A higher EDIH and ELIH score also increased the risk of BC in postmenopausal women. Increased endogenous estrogen status [35] is associated with postmenopausal breast cancer risk [36]. Although insufficient evidence is available on the possible effect of pre-and post-menopausal cancer, the risk of uterine, ovarian, and breast cancers increases with aging, especially after age 55 years old [37]. Lifestyle changes, anthropometric changes, including elevated BMI and adiposity, low physical activity, and hormone replacement therapy, increase by getting older and in those experiencing a postmenopausal period, can enhance BC risk [38, 39]. For instance, Toklu and Nogay indicate that unhealthy dietary patterns and eating deep-fried red meat, a sedentary lifestyle, and a high BMI, especially during the postmenopausal period, are risk factors for BC [40].

In addition, according to subgroup analysis results, a significant direct association of ELIH with the risk of BC was observed in subjects with a history of cancer. There is some evidence on the relationship between family history and the risk of BC, which expresses that first-degree family history can promote invasive BC risk [41]. For instance, Reiner et al. reported that having a first-degree relative with BC is associated with higher BC risk [42]. Also, Ahern et al. demonstrated that first- and second-degree relatives can estimate BC occurrence [43]. As well as hereditary has an important role in breast cancer incidence [44], family members may have a similar unhealthy lifestyle and dietary behaviors.

Strengths of the current study include the novelty of the investigation and data gathering from well-documented research centers. Furthermore, we have used valid and reliable questionnaires for dietary intake and physical activity evaluation. In addition, multiple logistic regression models, considering various confounders, were used in our study. However, we acknowledge some limitations.

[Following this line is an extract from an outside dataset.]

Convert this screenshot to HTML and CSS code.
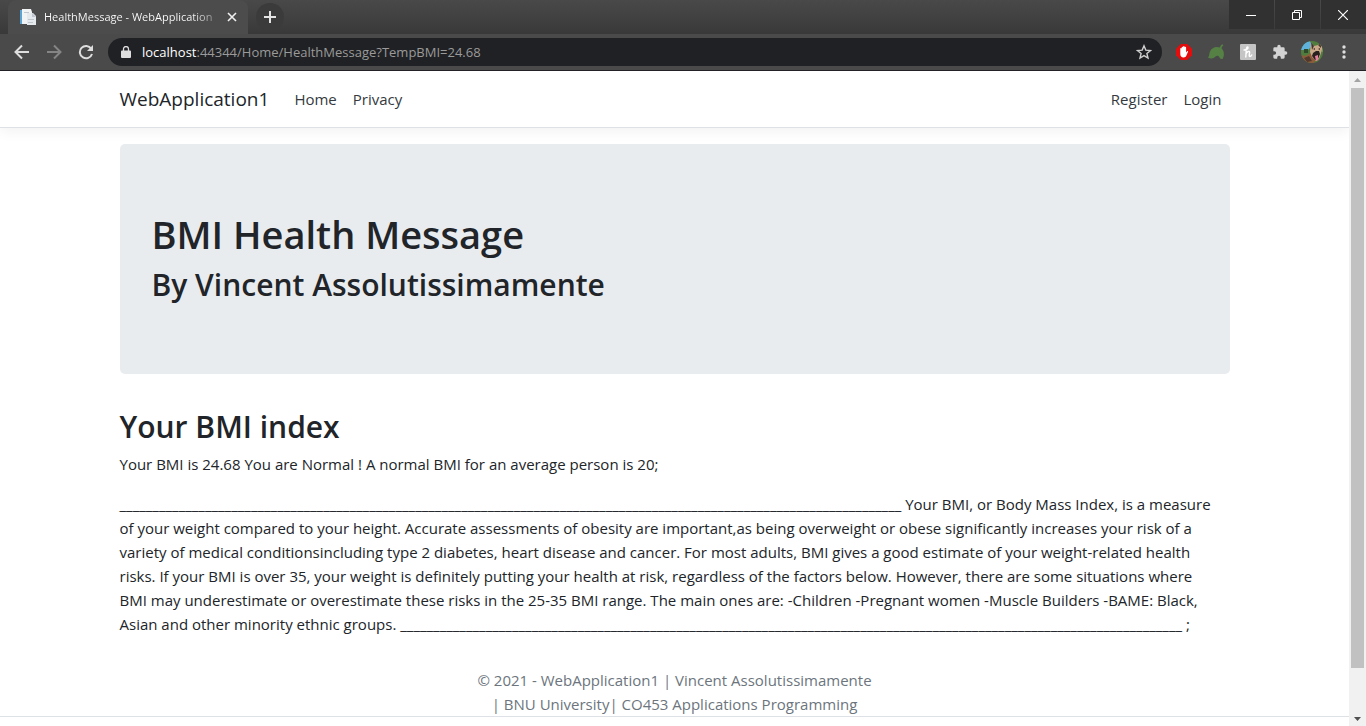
FILE: index.html
```html
<!DOCTYPE html>
<html lang="en">
<head>
<meta charset="utf-8">
<title>HealthMessage - WebApplication1</title>
<link rel="stylesheet" href="styles.css">
</head>
<body>
<div class="tabstrip">
  <div class="tab">
    <svg class="favicon" width="16" height="16" viewBox="0 0 16 16"><path d="M0 1h10v14H0z" fill="#cfd6dc"/><path d="M0 1h4v14H0z" fill="#5ba3d3"/><path d="M2 0h9l1 3v12H2z" fill="#f1f3f5"/><path d="M7 4h6l3 3v9H7z" fill="#e4e9ed"/><path d="M12 4v4h4zM8 10h6v1H8zM8 13h5v1H8zM4 3h5v1H4z" fill="#bfc6cd"/></svg>
    <span class="tab-title">HealthMessage - WebApplication</span>
    <button class="tab-close" aria-label="Close tab"><svg width="10" height="10" viewBox="0 0 10 10" stroke="#f1f1f1" stroke-width="1.6"><path d="M1 1l8 8M9 1L1 9"/></svg></button>
  </div>
  <button class="new-tab" aria-label="New tab"><svg width="12" height="12" viewBox="0 0 12 12" stroke="#e4e4e4" stroke-width="2"><path d="M6 0v12M0 6h12"/></svg></button>
  <div class="window-controls">
    <button aria-label="Minimize"><svg width="10" height="10" viewBox="0 0 10 10" stroke="#fff"><path d="M0 5.500h10"/></svg></button>
    <button aria-label="Restore"><svg width="10" height="10" viewBox="0 0 10 10" stroke="#fff" fill="none"><path d="M.5 2.500h7v7h-7zM2.500 2.500v-2h7v7h-2"/></svg></button>
    <button aria-label="Close"><svg width="10" height="10" viewBox="0 0 10 10" stroke="#fff" stroke-width="1.200"><path d="M0 0l10 10M10 0L0 10"/></svg></button>
  </div>
</div>
<div class="toolbar">
  <button class="tool" aria-label="Back"><svg width="16" height="16" viewBox="0 0 16 16" fill="none" stroke="#dedede" stroke-width="2"><path d="M15 8H2M8 1.500L1.500 8 8 14.500"/></svg></button>
  <button class="tool" aria-label="Forward"><svg width="16" height="16" viewBox="0 0 16 16" fill="none" stroke="#858585" stroke-width="2"><path d="M1 8h13M8 1.500L14.500 8 8 14.500"/></svg></button>
  <button class="tool" aria-label="Reload"><svg width="16" height="16" viewBox="0 0 16 16"><path d="M13.200 4.600A6.200 6.200 0 1 0 14 10" fill="none" stroke="#dedede" stroke-width="2"/><path d="M15 1v6H9z" fill="#dedede"/></svg></button>
  <div class="address">
    <svg width="10" height="12" viewBox="0 0 10 12"><path d="M1 4.500h8a1 1 0 0 1 1 1V11a1 1 0 0 1-1 1H1a1 1 0 0 1-1-1V5.500a1 1 0 0 1 1-1z" fill="#dedede"/><path d="M2.500 5V3a2.500 2.500 0 0 1 5 0v2" fill="none" stroke="#dedede" stroke-width="1.300"/></svg>
    <div class="url"><span class="host">localhost</span>:44344/Home/HealthMessage?TempBMI=24.68</div>
    <button class="star" aria-label="Bookmark"><svg width="16" height="16" viewBox="0 0 16 16" fill="none" stroke="#cfcfcf" stroke-width="1.400"><path d="M8 1.800l1.800 4.300 4.700.4-3.600 3 1.100 4.600L8 11.600l-4 2.500 1.100-4.600-3.600-3 4.700-.4z"/></svg></button>
  </div>
  <div class="extensions">
    <button class="tool" aria-label="Ad blocker"><svg width="16" height="16" viewBox="0 0 16 16"><path d="M4.700 0h6.600L16 4.700v6.600L11.300 16H4.700L0 11.300V4.700z" fill="#e40d0d"/><path d="M4.300 8V4.800a.7.7 0 0 1 1.400 0V3.500a.7.7 0 0 1 1.400 0v-.8a.7.7 0 0 1 1.500 0v.8a.7.7 0 0 1 1.500 0v4.900l1-1.200c.5-.5 1.200-.1.900.5l-1.700 4c-.5 1.200-1.300 1.700-2.600 1.700-2.400 0-3.400-1.200-3.400-3.400z" fill="#fff"/></svg></button>
    <button class="tool" aria-label="Leaf extension"><svg width="16" height="16" viewBox="0 0 16 16"><path d="M0 13.500C1.500 12 1 10 2 7.500 3.200 4.500 6 3 9 3l3 .5C12.200 2 13 1 14.500.3l1 1.200C14.200 2.200 13.700 3.200 13.600 4.500 16.500 7 16.500 11.500 14.500 15c-1.300 0-2.500-.5-3-1.500C10.800 11.500 9 11 7.500 12.500 6 14.500 2.500 15.300 0 13.500z" fill="#558145"/></svg></button>
    <button class="tool" aria-label="Honey"><svg width="16" height="16" viewBox="0 0 16 16"><rect width="16" height="16" rx="1" fill="#c5c5c5"/><path d="M4 6C6.500 6 8.500 4.500 8 3.200 7.500 2.300 6.300 3.500 6.300 5.500L5.800 13M6 9.800C7 7.500 9.500 6.500 9.600 8.300c0 1.500-1 4.200.2 4.200.9 0 1.500-.7 1.900-1.500" fill="none" stroke="#fff" stroke-width="1.400" stroke-linecap="round"/></svg></button>
    <button class="tool" aria-label="Extensions"><svg width="16" height="16" viewBox="0 0 24 24"><path d="M20.500 11H19V7a2 2 0 0 0-2-2h-4V3.500a2.500 2.500 0 0 0-5 0V5H4a2 2 0 0 0-2 2v3.800h1.500a2.700 2.700 0 0 1 0 5.400H2V20a2 2 0 0 0 2 2h3.800v-1.500a2.700 2.700 0 0 1 5.400 0V22H17a2 2 0 0 0 2-2v-4h1.500a2.500 2.500 0 0 0 0-5z" fill="#d3d3d3"/></svg></button>
    <button class="tool" aria-label="Profile"><svg width="22" height="22" viewBox="0 0 22 22"><defs><clipPath id="av"><circle cx="11" cy="11" r="11"/></clipPath></defs><g clip-path="url(#av)"><path d="M0 0h22v22H0z" fill="#4f7d3d"/><path d="M0 3l9-3 2 5-4 4H0z" fill="#5fb2dc"/><path d="M17 3l5 2v6l-4-1z" fill="#6b9c4c"/><path d="M3 8h4v4H3z" fill="#2f4a2b"/><path d="M0 14l4 1 6-3 6 6-3 4H0z" fill="#8d5c3a"/><path d="M10 1l3 4 4-1 4-2 0 6-1 4-2 6-3 2-4-4-2-5z" fill="#caa98a"/><path d="M10 1l3 4-2 4zM20 2v5l-3-3zM12 8l2-1v2zM17 8l2-1v2z" fill="#46352c"/><path d="M12 12l3-2h3l1 3-2 5-3 1-3-4z" fill="#28211f"/><path d="M14 15l3-1v5l-2 1z" fill="#e87fa3"/><path d="M3 17l5-2 3 5-5 1z" fill="#51392e"/></g></svg></button>
    <button class="tool" aria-label="Menu"><svg width="4" height="16" viewBox="0 0 4 16" fill="#dedede"><circle cx="2" cy="3" r="1.700"/><circle cx="2" cy="8" r="1.700"/><circle cx="2" cy="13" r="1.700"/></svg></button>
  </div>
</div>
<div class="viewport">
  <div class="page">
    <header class="navbar">
      <nav class="container nav">
        <a class="brand" href="#">WebApplication1</a>
        <a href="#">Home</a>
        <a href="#">Privacy</a>
        <a class="register" href="#">Register</a>
        <a href="#">Login</a>
      </nav>
    </header>
    <main class="container">
      <section class="jumbotron">
        <h1>BMI Health Message</h1>
        <h2>By Vincent Assolutissimamente</h2>
      </section>
      <h2>Your BMI index</h2>
      <p>Your BMI is 24.68 You are Normal ! A normal BMI for an average person is 20;</p>
      <p class="report">_______________________________________________________________________________________________________________________ Your BMI, or Body Mass Index, is a measure<br>of your weight compared to your height. Accurate assessments of obesity are important,as being overweight or obese significantly increases your risk of a<br>variety of medical conditionsincluding type 2 diabetes, heart disease and cancer. For most adults, BMI gives a good estimate of your weight-related health<br>risks. If your BMI is over 35, your weight is definitely putting your health at risk, regardless of the factors below. However, there are some situations where<br>BMI may underestimate or overestimate these risks in the 25-35 BMI range. The main ones are: -Children -Pregnant women -Muscle Builders -BAME: Black,<br>Asian and other minority ethnic groups. _______________________________________________________________________________________________________________________ ;</p>
    </main>
    <footer class="footer">© 2021 - WebApplication1 | Vincent Assolutissimamente<br>| BNU University| CO453 Applications Programming</footer>
  </div>
  <div class="scrollbar">
    <svg width="17" height="17" viewBox="0 0 17 17"><path d="M5 11h7L8.500 7z" fill="#a3a3a3"/></svg>
    <div class="track"><div class="thumb"></div></div>
    <svg width="17" height="17" viewBox="0 0 17 17"><path d="M5 8h7l-3.500 4z" fill="#505050"/></svg>
  </div>
</div>
</body>
</html>
```
FILE: styles.css
```css
* { box-sizing: border-box; }
body { margin: 0; height: 100vh; display: flex; flex-direction: column; overflow: hidden; font: 15px/24px "Segoe UI", "Open Sans", "Noto Sans", sans-serif; color: #212529; background: #fff; }
button { border: 0; padding: 0; background: none; display: flex; align-items: center; justify-content: center; }
svg { display: block; flex: none; }
a { text-decoration: none; color: #343a40; }

.tabstrip { flex: none; height: 34px; display: flex; align-items: center; padding-left: 8px; background: linear-gradient(#494949, #393939); }
.tab { width: 240px; height: 34px; display: flex; align-items: center; gap: 8px; padding: 0 10px 0 12px; background: #4c4c4c; border-radius: 8px 8px 0 0; }
.tab-title { flex: 1; white-space: nowrap; font-size: 11px; line-height: 16px; color: transparent; background: linear-gradient(90deg, #fff 85%, #777); background-clip: text; }
.tab-close { width: 12px; height: 16px; }
.new-tab { width: 28px; height: 28px; margin-left: 8px; border-radius: 50%; background: #3b3b3b; }
.window-controls { margin-left: auto; align-self: flex-start; display: flex; gap: 1px; }
.window-controls button { width: 45px; height: 29px; padding-right: 2px; background: #313131; }

.toolbar { flex: none; height: 37px; display: flex; align-items: center; padding: 0 6px; background: #4a4a4a; border-bottom: 1px solid #242126; }
.tool { width: 32px; height: 28px; }
.address { flex: 1; height: 28px; margin: 0 6px; padding: 0 10px 0 13px; display: flex; align-items: center; gap: 11px; background: #202124; border-radius: 14px; }
.url { flex: 1; font-size: 13px; line-height: 20px; color: #9a9a9a; white-space: nowrap; }
.host { color: #fff; }
.star { width: 16px; height: 16px; }
.extensions { display: flex; }

.viewport { flex: 1; min-height: 0; display: flex; }
.page { flex: 1; min-width: 0; overflow: hidden; }
.container { width: 100%; max-width: 1140px; margin: 0 auto; padding: 0 15px; }
.navbar { height: 57px; border-bottom: 1px solid #dee2e6; box-shadow: 0 4px 12px rgba(0, 0, 0, .05); margin-bottom: 16px; }
.nav { display: flex; align-items: center; height: 56px; gap: 16px; }
.brand { font-size: 19px; color: #212529; margin-right: 9px; }
.register { margin-left: auto; }
.nav a:last-child { margin-right: 8px; }
.jumbotron { padding: 64px 32px; margin-bottom: 32px; border-radius: 5px; background: #e9ecef; }
h1, h2 { margin: 0 0 6px; padding-top: 2px; font-weight: 600; }
h1 { font-size: 38px; line-height: 48px; }
h2 { font-size: 30px; line-height: 38px; }
p { margin: 0 0 16px; }
.report { white-space: nowrap; }
.footer { margin-top: 32px; height: 49px; text-align: center; color: #6c757d; border-bottom: 1px solid #dee2e6; }
.scrollbar { flex: none; width: 17px; display: flex; flex-direction: column; background: #f1f1f1; }
.track { flex: 1; padding: 0 2px; }
.thumb { height: 93.4%; background: #c1c1c1; }
```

The main limitation of the current study was the case-control study design which cannot provide a causal relationship. Also, our trained dietitians were not masked about cases and controls; however, during training, focus was given to minimize possible information bias to collect the data without mental background about participants’ cancer status. Since the study is conducted in Tehran, Iran, we cannot generalize the results to the other women population. Also, recall bias is possible due to using FFQ for dietary assessment. Furthermore, conducting stratified analyses based on three variables may increase the possibility of showing chance findings. However, the findings about EDIH, EDIR, and ELIR were repeated. Only ELIH showed a positive association with cancer among postmenopausal women, those with the cancer family history, and those with no OCP consumption. So, these findings should be tested among mentioned subgroups in other studies for a better perception of the ELIH-cancer relationship.

Conclusion

In conclusion, our results showed a possible link between EDIH and higher BC risk. Also, higher EDIH and ELIH scores were associated with a higher risk of BC in women in the postmenopausal period, having a family history of BC, and those who do not use OCP.